DATA SHOWN:
* Start *

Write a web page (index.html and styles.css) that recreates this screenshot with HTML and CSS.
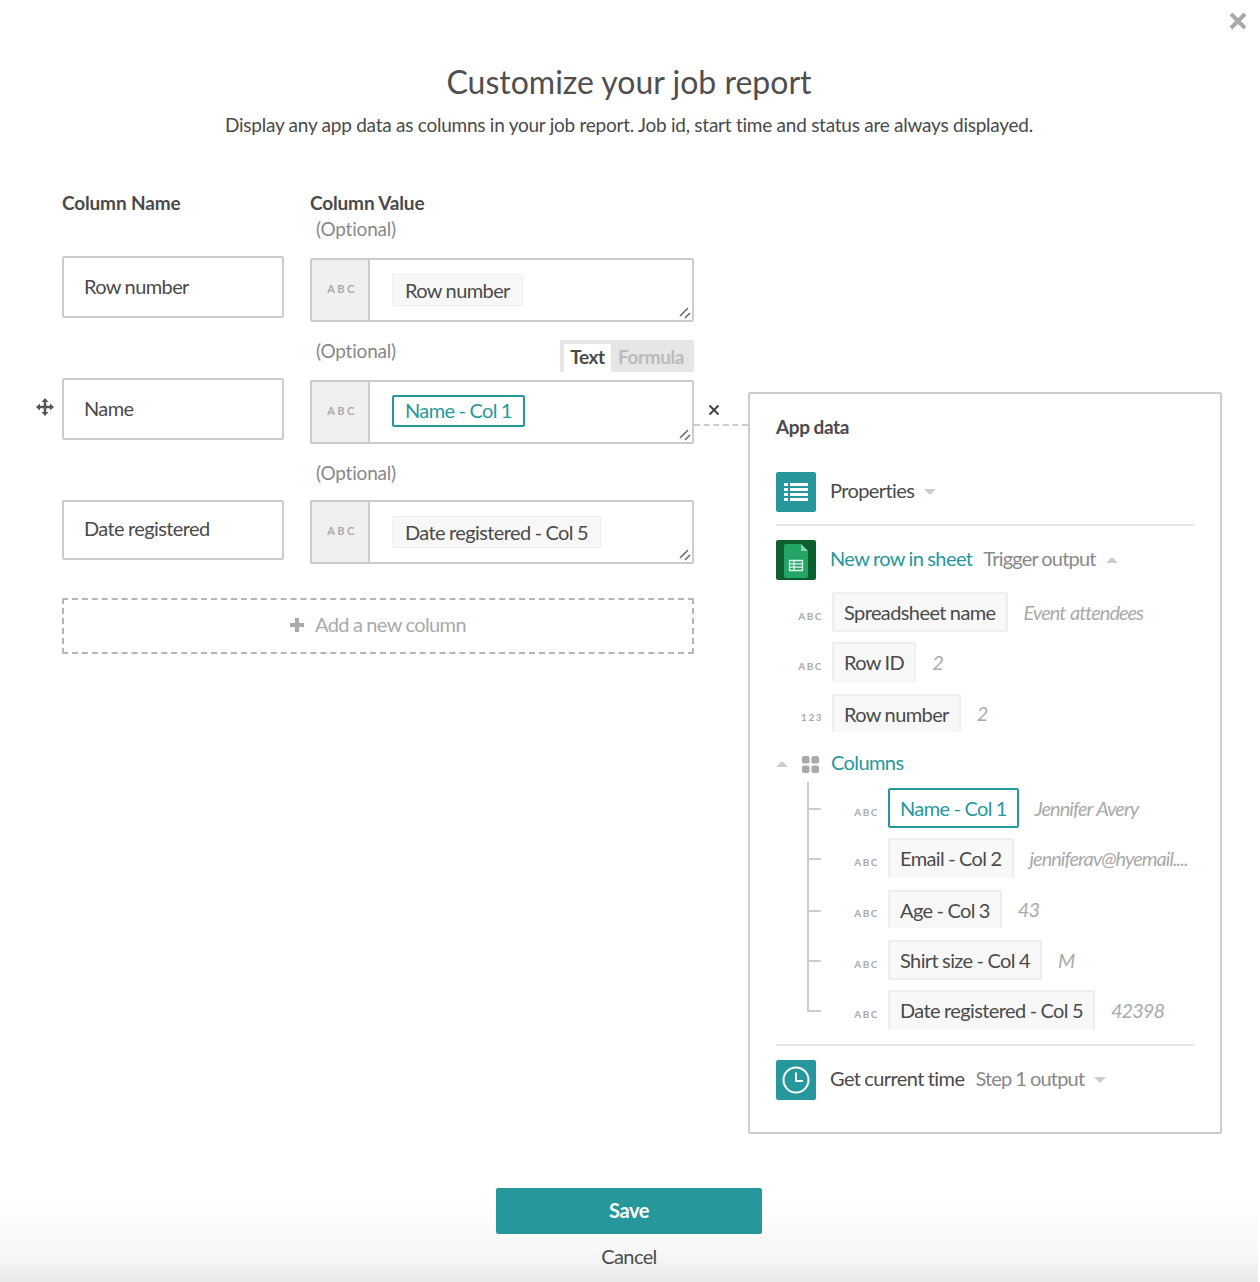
FILE: index.html
```html
<!DOCTYPE html>
<html lang="en">
<head>
  <meta charset="UTF-8">
  <title>Customize your job report</title>
  <link rel="stylesheet" href="styles.css">
</head>
<body>
  <svg class="close" width="20" height="20" viewBox="0 0 20 20"><path d="M3 3l14 14M17 3L3 17" stroke="#a9a9a9" stroke-width="4"/></svg>

  <h1>Customize your job report</h1>
  <p class="intro">Display any app data as columns in your job report. Job id, start time and status are always displayed.</p>

  <div class="main">
    <div class="columns">
      <div class="col-heads">
        <div class="col-head">Column Name</div>
        <div class="col-head">Column Value</div>
      </div>

      <div class="row">
        <div class="name-box">Row number</div>
        <div class="value-col">
          <div class="opt-head first"><span class="optional">(Optional)</span></div>
          <div class="value-box">
            <div class="value-type">ABC</div>
            <div class="value-body"><span class="token">Row number</span></div>
            <svg class="grip" width="12" height="12" viewBox="0 0 12 12"><path d="M1 9l8-8M6 11l5-5" stroke="#666" stroke-width="1.5"/></svg>
          </div>
        </div>
      </div>

      <div class="row">
        <svg class="drag" width="18" height="18" viewBox="0 0 18 18"><path d="M9 2v14M2 9h14" stroke="#555" stroke-width="2.500"/><path d="M9 0l3.500 4h-7zM9 18l3.500-4h-7zM0 9l4-3.500v7zM18 9l-4-3.500v7z" fill="#555"/></svg>
        <div class="name-box">Name</div>
        <div class="value-col">
          <div class="opt-head">
            <span class="optional">(Optional)</span>
            <div class="toggle"><span class="toggle-on">Text</span><span class="toggle-off">Formula</span></div>
          </div>
          <div class="value-box">
            <div class="value-type">ABC</div>
            <div class="value-body"><span class="token active">Name - Col 1</span></div>
            <svg class="grip" width="12" height="12" viewBox="0 0 12 12"><path d="M1 9l8-8M6 11l5-5" stroke="#666" stroke-width="1.5"/></svg>
          </div>
          <svg class="remove" width="12" height="12" viewBox="0 0 12 12"><path d="M1.500 1.500l9 9M10.500 1.500l-9 9" stroke="#444" stroke-width="2"/></svg>
          <div class="connector"></div>
        </div>
      </div>

      <div class="row">
        <div class="name-box short">Date registered</div>
        <div class="value-col">
          <div class="opt-head last"><span class="optional">(Optional)</span></div>
          <div class="value-box">
            <div class="value-type">ABC</div>
            <div class="value-body"><span class="token">Date registered - Col 5</span></div>
            <svg class="grip" width="12" height="12" viewBox="0 0 12 12"><path d="M1 9l8-8M6 11l5-5" stroke="#666" stroke-width="1.5"/></svg>
          </div>
        </div>
      </div>

      <div class="add-column">
        <svg width="14" height="14" viewBox="0 0 14 14"><path d="M7 0v14M0 7h14" stroke="#aaa" stroke-width="4"/></svg>
        <span>Add a new column</span>
      </div>
    </div>

    <div class="panel">
      <div class="panel-title">App data</div>

      <div class="source">
        <div class="app-icon teal">
          <svg width="26" height="20" viewBox="0 0 26 20"><path d="M1 1h4v3H1zM7 1h18v3H7zM1 6h4v3H1zM7 6h18v3H7zM1 11h4v3H1zM7 11h18v3H7zM1 16h4v3H1zM7 16h18v3H7z" fill="#fff"/></svg>
        </div>
        <span class="source-name">Properties</span>
        <span class="caret down"></span>
      </div>

      <div class="divider first-divider"></div>

      <div class="source">
        <div class="app-icon sheets">
          <svg width="24" height="34" viewBox="0 0 24 34"><path d="M2 0h15l7 7v25a2 2 0 0 1-2 2H2a2 2 0 0 1-2-2V2a2 2 0 0 1 2-2z" fill="#23a566"/><path d="M17 0l7 7h-7z" fill="#8ed1b1"/><path d="M5.500 16.500h13v10h-13zM5.500 19.800h13M5.500 23.100h13M10 16.500v10" fill="none" stroke="#e6f5ee" stroke-width="1.300"/></svg>
        </div>
        <span class="source-name link">New row in sheet</span>
        <span class="source-sub">Trigger output</span>
        <span class="caret up"></span>
      </div>

      <div class="fields">
        <div class="field"><span class="type">ABC</span><span class="chip">Spreadsheet name</span><span class="sample">Event attendees</span></div>
        <div class="field tall"><span class="type">ABC</span><span class="chip open">Row ID</span><span class="sample">2</span></div>
        <div class="field clipped"><span class="type">123</span><span class="chip open">Row number</span><span class="sample">2</span></div>
      </div>

      <div class="group-head">
        <span class="caret up small"></span>
        <svg width="17" height="17" viewBox="0 0 18 18"><g fill="#aaa"><rect width="8" height="8" rx="2"/><rect x="10" width="8" height="8" rx="2"/><rect y="10" width="8" height="8" rx="2"/><rect x="10" y="10" width="8" height="8" rx="2"/></g></svg>
        <span class="source-name link">Columns</span>
      </div>

      <div class="fields tree">
        <div class="field"><span class="type">ABC</span><span class="chip active">Name - Col 1</span><span class="sample">Jennifer Avery</span></div>
        <div class="field tall"><span class="type">ABC</span><span class="chip open">Email - Col 2</span><span class="sample">jenniferav@hyemail....</span></div>
        <div class="field clipped"><span class="type">ABC</span><span class="chip open">Age - Col 3</span><span class="sample">43</span></div>
        <div class="field"><span class="type">ABC</span><span class="chip">Shirt size - Col 4</span><span class="sample">M</span></div>
        <div class="field"><span class="type">ABC</span><span class="chip open">Date registered - Col 5</span><span class="sample">42398</span></div>
      </div>

      <div class="divider second-divider"></div>

      <div class="source">
        <div class="app-icon teal">
          <svg width="28" height="28" viewBox="0 0 28 28"><circle cx="14" cy="14" r="12.500" fill="none" stroke="#fff" stroke-width="2"/><path d="M14 6.500V15h7" fill="none" stroke="#fff" stroke-width="2"/></svg>
        </div>
        <span class="source-name">Get current time</span>
        <span class="source-sub">Step 1 output</span>
        <span class="caret down"></span>
      </div>
    </div>
  </div>

  <div class="footer">
    <button class="save">Save</button>
    <div class="cancel">Cancel</div>
  </div>
</body>
</html>
```

FILE: styles.css
```css
* {
  box-sizing: border-box;
}

body {
  margin: 0;
  width: 1258px;
  height: 1282px;
  position: relative;
  overflow: hidden;
  background: #fff;
  font-family: Lato, sans-serif;
  font-size: 20px;
  color: #4a4a4a;
  letter-spacing: -0.6px;
  word-spacing: -0.5px;
}

.close {
  position: absolute;
  top: 11px;
  right: 10px;
}

h1 {
  margin: 0;
  padding-top: 61px;
  height: 104px;
  line-height: 42px;
  font-size: 32px;
  font-weight: 400;
  letter-spacing: 0;
  word-spacing: 0;
  text-align: center;
  color: #4f4f4f;
}

.intro {
  margin: 8px 0 0;
  height: 26px;
  line-height: 26px;
  font-size: 19px;
  letter-spacing: -0.25px;
  word-spacing: 0;
  text-align: center;
}

.main {
  display: flex;
  align-items: flex-start;
  margin-top: 52px;
  padding-left: 62px;
  height: 998px;
}

.columns {
  width: 632px;
}

.col-heads {
  display: flex;
  gap: 26px;
  height: 28px;
}

.col-head {
  width: 222px;
  line-height: 26px;
  font-size: 19px;
  font-weight: 700;
  letter-spacing: -0.15px;
  word-spacing: 0;
}

.row {
  display: grid;
  grid-template-columns: 222px 384px;
  column-gap: 26px;
  position: relative;
}

.drag {
  position: absolute;
  left: -26px;
  bottom: 28px;
}

.name-box {
  align-self: end;
  display: flex;
  align-items: center;
  height: 62px;
  margin-bottom: 4px;
  padding: 0 0 2px 20px;
  border: 2px solid #ccc;
  border-radius: 2px;
}

.name-box.short {
  height: 60px;
  padding-bottom: 4px;
}

.value-col {
  position: relative;
}

.opt-head {
  display: flex;
  justify-content: space-between;
  height: 58px;
  padding-top: 18px;
}

.opt-head.first {
  height: 40px;
  padding-top: 0;
}

.opt-head.last {
  height: 56px;
}

.optional {
  padding-left: 6px;
  line-height: 21px;
  font-size: 19px;
  letter-spacing: -0.2px;
  color: #888;
}

.toggle {
  display: flex;
  width: 134px;
  height: 32px;
  padding: 4px 0 0 4px;
  background: #e6e6e6;
  font-size: 19px;
  font-weight: 700;
  letter-spacing: -0.4px;
}

.toggle-on {
  width: 47px;
  height: 28px;
  line-height: 26px;
  text-align: center;
  background: #fff;
}

.toggle-off {
  padding-left: 7px;
  line-height: 26px;
  color: #bbb;
}

.value-box {
  display: flex;
  height: 64px;
  position: relative;
  border: 2px solid #ccc;
  border-radius: 2px;
}

.value-type {
  width: 58px;
  padding-left: 4px;
  line-height: 58px;
  text-align: center;
  background: #f0f0f0;
  border-right: 2px solid #ccc;
  font-size: 11px;
  font-weight: 700;
  letter-spacing: 2.400px;
  color: #aaa;
}

.value-body {
  padding: 14px 0 0 22px;
}

.token {
  display: block;
  height: 32px;
  padding: 0 12px;
  line-height: 30px;
  background: #f8f8f8;
  border: 1px solid #eee;
  border-radius: 2px;
}

.token.active {
  margin-top: -1px;
  padding: 0 11px;
  line-height: 27px;
  background: #fff;
  border: 2px solid #26989c;
  color: #26989c;
}

.grip {
  position: absolute;
  right: 1px;
  bottom: 1px;
}

.remove {
  position: absolute;
  left: 398px;
  bottom: 28px;
}

.connector {
  position: absolute;
  left: 384px;
  bottom: 18px;
  width: 54px;
  border-top: 2px dashed #ccc;
}

.add-column {
  display: flex;
  align-items: center;
  justify-content: center;
  gap: 11px;
  width: 632px;
  height: 56px;
  margin-top: 34px;
  padding-bottom: 5px;
  border: 2px dashed #b5b5b5;
  border-radius: 2px;
  color: #aaa;
}

.add-column svg {
  margin-top: 2px;
}

.panel {
  width: 474px;
  height: 742px;
  margin: 202px 0 0 54px;
  padding: 20px 26px 0;
  border: 2px solid #ccc;
  border-radius: 2px;
  flex-shrink: 0;
}

.panel-title {
  height: 58px;
  line-height: 26px;
  font-size: 19px;
  font-weight: 700;
  letter-spacing: -0.35px;
}

.source {
  display: flex;
  align-items: center;
  height: 40px;
}

.app-icon {
  display: flex;
  align-items: center;
  justify-content: center;
  width: 40px;
  height: 40px;
  margin-right: 14px;
  border-radius: 2px;
}

.app-icon.teal {
  background: #26989c;
}

.app-icon.sheets {
  background: #0c5f2e;
  padding-top: 2px;
}

.source-name,
.source-sub {
  padding-bottom: 5px;
}

.source-name.link {
  color: #26989c;
}

.source-sub {
  margin-left: 11px;
  letter-spacing: -0.8px;
  color: #888;
}

.caret {
  width: 0;
  height: 0;
  margin-left: 10px;
  border-left: 6px solid transparent;
  border-right: 6px solid transparent;
}

.caret.down {
  border-top: 6px solid #ccc;
}

.caret.up {
  border-bottom: 6px solid #ccc;
}

.caret.up.small {
  margin: 0 14px 0 0;
}

.divider {
  border-top: 2px solid #e4e4e4;
}

.first-divider {
  margin: 12px 0 14px;
}

.second-divider {
  margin: 14px 0 14px;
}

.fields {
  display: flex;
  flex-direction: column;
  gap: 10px;
  margin-top: 12px;
}

.field {
  display: flex;
  align-items: center;
  height: 40px;
  position: relative;
}

.field.tall,
.field.clipped {
  margin-bottom: 2px;
}

.field.clipped {
  height: 38px;
}

.type {
  flex-shrink: 0;
  width: 47px;
  margin: 8px 9px 0 0;
  text-align: right;
  font-size: 10px;
  font-weight: 700;
  letter-spacing: 1.500px;
  word-spacing: 0;
  color: #aaa;
}

.chip {
  display: block;
  height: 100%;
  padding: 0 10px;
  line-height: 36px;
  white-space: nowrap;
  background: #f8f8f8;
  border: 2px solid #eee;
  border-radius: 2px;
}

.chip.open {
  border-bottom: 0;
}

.chip.active {
  background: #fff;
  border-color: #26989c;
  color: #26989c;
}

.sample {
  margin-left: 16px;
  font-style: italic;
  letter-spacing: -1px;
  word-spacing: 1px;
  white-space: nowrap;
  color: #aaa;
}

.group-head {
  display: flex;
  align-items: center;
  height: 24px;
  margin-top: 18px;
}

.group-head svg {
  margin-right: 12px;
}

.tree {
  position: relative;
  margin-top: 12px;
  padding-left: 56px;
}

.tree::before {
  content: "";
  position: absolute;
  left: 31px;
  top: -6px;
  bottom: 18px;
  border-left: 2px solid #ccc;
}

.tree .field::before {
  content: "";
  position: absolute;
  left: -25px;
  top: 20px;
  width: 14px;
  border-top: 2px solid #ccc;
}

.footer {
  position: absolute;
  left: 0;
  right: 0;
  bottom: 0;
  height: 132px;
  padding-top: 38px;
  text-align: center;
  background: linear-gradient(to bottom, #fff 35%, #f7f7f7 80%, #e9e9e9 100%);
}

.save {
  display: block;
  width: 266px;
  height: 46px;
  margin: 0 auto;
  padding-bottom: 3px;
  background: #26989c;
  border: none;
  border-radius: 2px;
  font-family: Lato, sans-serif;
  font-size: 20px;
  font-weight: 700;
  letter-spacing: -0.4px;
  color: #fff;
}

.cancel {
  margin-top: 9px;
  line-height: 26px;
}
```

* End *

OBJECTIVE: Of all the lines in the listing above, how many include "styles"? Write only the number.

CORRECT ANSWER: 3